Example: The US Non-Farm Payroll (NFP) Report
The US Non-Farm Payroll (NFP) report is one of the most significant economic indicators in the Forex market. Released monthly, it provides a snapshot of job creation in the US economy. A strong NFP report often leads to a rise in the US dollar, while a weak report can lead to depreciation.
How Traders Can Respond to Global Events
Given the profound impact that global events can have on the Forex market, traders must be prepared to respond effectively. Here are some strategies to consider:
Stay Informed
Forex traders should stay informed about global events by following news sources, economic calendars, and political developments. Being aware of upcoming events can help traders anticipate potential market movements.
Use Risk Management Techniques
Given the unpredictability of global events, risk management is crucial. Traders should use stop-loss orders, limit leverage, and diversify their portfolios to protect against adverse market movements.
Adopt a Flexible Trading Strategy
Traders should adopt a flexible trading strategy that allows them to adjust their positions based on changing market conditions.

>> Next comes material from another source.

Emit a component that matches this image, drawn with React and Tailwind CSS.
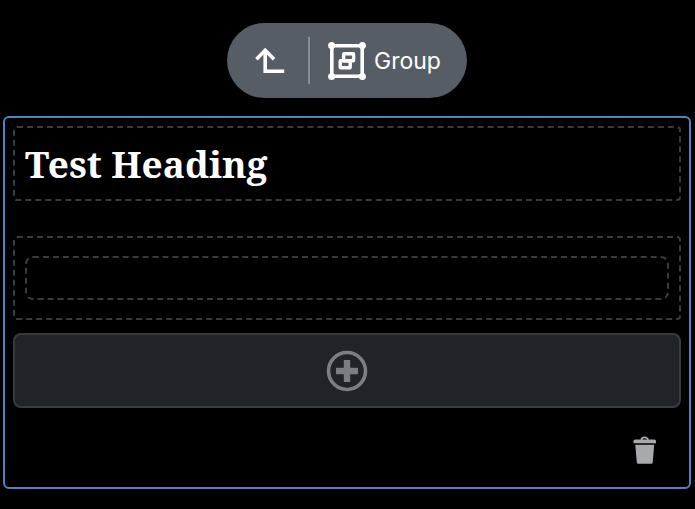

This may involve scaling in or out of trades, hedging positions, or shifting focus to different currency pairs.
Monitor Market Sentiment
Market sentiment plays a significant role in how global events impact the Forex market. Traders should monitor sentiment indicators, such as the CBOE Volatility Index (VIX), to gauge the market’s risk appetite and adjust their strategies accordingly.
Conclusion
Global events have a profound impact on the Forex market, creating both opportunities and challenges for traders. By understanding how political developments, economic crises, natural disasters, and economic indicators influence currency values, traders can make more informed decisions and navigate the complexities of the market. Staying informed, managing risk, and adopting a flexible trading strategy are essential for successfully responding to the ever-changing landscape of the Forex market.